Records with interface code
# # # # # # #
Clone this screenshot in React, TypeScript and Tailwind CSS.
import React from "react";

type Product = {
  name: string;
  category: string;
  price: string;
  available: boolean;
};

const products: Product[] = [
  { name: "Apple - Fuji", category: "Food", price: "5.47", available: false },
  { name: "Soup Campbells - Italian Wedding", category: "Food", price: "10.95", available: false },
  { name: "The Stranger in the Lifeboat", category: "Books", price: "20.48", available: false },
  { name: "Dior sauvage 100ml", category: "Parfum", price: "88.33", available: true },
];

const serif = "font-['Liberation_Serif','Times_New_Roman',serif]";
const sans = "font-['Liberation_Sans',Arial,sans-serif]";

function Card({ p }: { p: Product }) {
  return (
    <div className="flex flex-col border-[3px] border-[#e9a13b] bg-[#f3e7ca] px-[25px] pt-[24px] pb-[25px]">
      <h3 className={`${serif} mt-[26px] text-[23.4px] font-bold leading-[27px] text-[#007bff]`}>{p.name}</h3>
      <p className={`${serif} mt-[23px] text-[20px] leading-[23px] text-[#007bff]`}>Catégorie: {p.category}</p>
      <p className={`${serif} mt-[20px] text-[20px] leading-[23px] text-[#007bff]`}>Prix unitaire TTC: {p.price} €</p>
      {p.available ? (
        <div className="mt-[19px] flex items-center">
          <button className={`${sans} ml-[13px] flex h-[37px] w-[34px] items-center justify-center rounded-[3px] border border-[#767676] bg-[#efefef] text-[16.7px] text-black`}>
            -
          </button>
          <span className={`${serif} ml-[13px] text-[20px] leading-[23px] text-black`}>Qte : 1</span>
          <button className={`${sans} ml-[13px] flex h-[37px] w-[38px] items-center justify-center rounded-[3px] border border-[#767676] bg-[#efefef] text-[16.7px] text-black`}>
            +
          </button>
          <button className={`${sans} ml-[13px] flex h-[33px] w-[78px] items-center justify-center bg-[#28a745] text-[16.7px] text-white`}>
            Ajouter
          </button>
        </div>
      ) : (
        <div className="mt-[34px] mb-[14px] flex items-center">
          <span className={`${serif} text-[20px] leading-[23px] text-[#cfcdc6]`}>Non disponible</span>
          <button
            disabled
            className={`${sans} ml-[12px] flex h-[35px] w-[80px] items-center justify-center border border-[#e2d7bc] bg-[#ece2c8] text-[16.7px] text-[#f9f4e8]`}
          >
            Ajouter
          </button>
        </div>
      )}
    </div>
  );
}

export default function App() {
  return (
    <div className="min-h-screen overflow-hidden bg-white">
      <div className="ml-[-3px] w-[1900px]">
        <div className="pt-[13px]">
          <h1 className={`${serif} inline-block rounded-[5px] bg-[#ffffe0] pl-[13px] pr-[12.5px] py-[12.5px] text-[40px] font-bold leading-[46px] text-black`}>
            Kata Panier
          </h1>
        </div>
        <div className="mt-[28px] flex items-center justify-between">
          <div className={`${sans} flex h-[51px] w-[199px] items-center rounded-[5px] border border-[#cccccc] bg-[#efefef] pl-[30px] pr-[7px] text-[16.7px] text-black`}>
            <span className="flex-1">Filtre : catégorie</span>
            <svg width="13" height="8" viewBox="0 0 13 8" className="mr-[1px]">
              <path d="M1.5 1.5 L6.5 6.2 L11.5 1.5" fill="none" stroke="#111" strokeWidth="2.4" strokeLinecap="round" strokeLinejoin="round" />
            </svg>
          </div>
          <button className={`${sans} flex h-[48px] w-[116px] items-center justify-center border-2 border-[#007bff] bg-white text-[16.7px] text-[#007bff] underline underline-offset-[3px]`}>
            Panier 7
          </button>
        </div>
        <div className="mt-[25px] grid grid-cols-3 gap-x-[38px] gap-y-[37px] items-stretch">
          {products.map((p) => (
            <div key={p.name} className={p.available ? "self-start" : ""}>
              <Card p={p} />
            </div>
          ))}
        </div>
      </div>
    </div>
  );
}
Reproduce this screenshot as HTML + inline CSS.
# # # # # # #
TASK STATEMENT ::
Recopy the entries above exactly, with every line included.

FINISHED EXERCISE ::
Clone this screenshot in React, TypeScript and Tailwind CSS.
import React from "react";

type Product = {
  name: string;
  category: string;
  price: string;
  available: boolean;
};

const products: Product[] = [
  { name: "Apple - Fuji", category: "Food", price: "5.47", available: false },
  { name: "Soup Campbells - Italian Wedding", category: "Food", price: "10.95", available: false },
  { name: "The Stranger in the Lifeboat", category: "Books", price: "20.48", available: false },
  { name: "Dior sauvage 100ml", category: "Parfum", price: "88.33", available: true },
];

const serif = "font-['Liberation_Serif','Times_New_Roman',serif]";
const sans = "font-['Liberation_Sans',Arial,sans-serif]";

function Card({ p }: { p: Product }) {
  return (
    <div className="flex flex-col border-[3px] border-[#e9a13b] bg-[#f3e7ca] px-[25px] pt-[24px] pb-[25px]">
      <h3 className={`${serif} mt-[26px] text-[23.4px] font-bold leading-[27px] text-[#007bff]`}>{p.name}</h3>
      <p className={`${serif} mt-[23px] text-[20px] leading-[23px] text-[#007bff]`}>Catégorie: {p.category}</p>
      <p className={`${serif} mt-[20px] text-[20px] leading-[23px] text-[#007bff]`}>Prix unitaire TTC: {p.price} €</p>
      {p.available ? (
        <div className="mt-[19px] flex items-center">
          <button className={`${sans} ml-[13px] flex h-[37px] w-[34px] items-center justify-center rounded-[3px] border border-[#767676] bg-[#efefef] text-[16.7px] text-black`}>
            -
          </button>
          <span className={`${serif} ml-[13px] text-[20px] leading-[23px] text-black`}>Qte : 1</span>
          <button className={`${sans} ml-[13px] flex h-[37px] w-[38px] items-center justify-center rounded-[3px] border border-[#767676] bg-[#efefef] text-[16.7px] text-black`}>
            +
          </button>
          <button className={`${sans} ml-[13px] flex h-[33px] w-[78px] items-center justify-center bg-[#28a745] text-[16.7px] text-white`}>
            Ajouter
          </button>
        </div>
      ) : (
        <div className="mt-[34px] mb-[14px] flex items-center">
          <span className={`${serif} text-[20px] leading-[23px] text-[#cfcdc6]`}>Non disponible</span>
          <button
            disabled
            className={`${sans} ml-[12px] flex h-[35px] w-[80px] items-center justify-center border border-[#e2d7bc] bg-[#ece2c8] text-[16.7px] text-[#f9f4e8]`}
          >
            Ajouter
          </button>
        </div>
      )}
    </div>
  );
}

export default function App() {
  return (
    <div className="min-h-screen overflow-hidden bg-white">
      <div className="ml-[-3px] w-[1900px]">
        <div className="pt-[13px]">
          <h1 className={`${serif} inline-block rounded-[5px] bg-[#ffffe0] pl-[13px] pr-[12.5px] py-[12.5px] text-[40px] font-bold leading-[46px] text-black`}>
            Kata Panier
          </h1>
        </div>
        <div className="mt-[28px] flex items-center justify-between">
          <div className={`${sans} flex h-[51px] w-[199px] items-center rounded-[5px] border border-[#cccccc] bg-[#efefef] pl-[30px] pr-[7px] text-[16.7px] text-black`}>
            <span className="flex-1">Filtre : catégorie</span>
            <svg width="13" height="8" viewBox="0 0 13 8" className="mr-[1px]">
              <path d="M1.5 1.5 L6.5 6.2 L11.5 1.5" fill="none" stroke="#111" strokeWidth="2.4" strokeLinecap="round" strokeLinejoin="round" />
            </svg>
          </div>
          <button className={`${sans} flex h-[48px] w-[116px] items-center justify-center border-2 border-[#007bff] bg-white text-[16.7px] text-[#007bff] underline underline-offset-[3px]`}>
            Panier 7
          </button>
        </div>
        <div className="mt-[25px] grid grid-cols-3 gap-x-[38px] gap-y-[37px] items-stretch">
          {products.map((p) => (
            <div key={p.name} className={p.available ? "self-start" : ""}>
              <Card p={p} />
            </div>
          ))}
        </div>
      </div>
    </div>
  );
}
Reproduce this screenshot as HTML + inline CSS.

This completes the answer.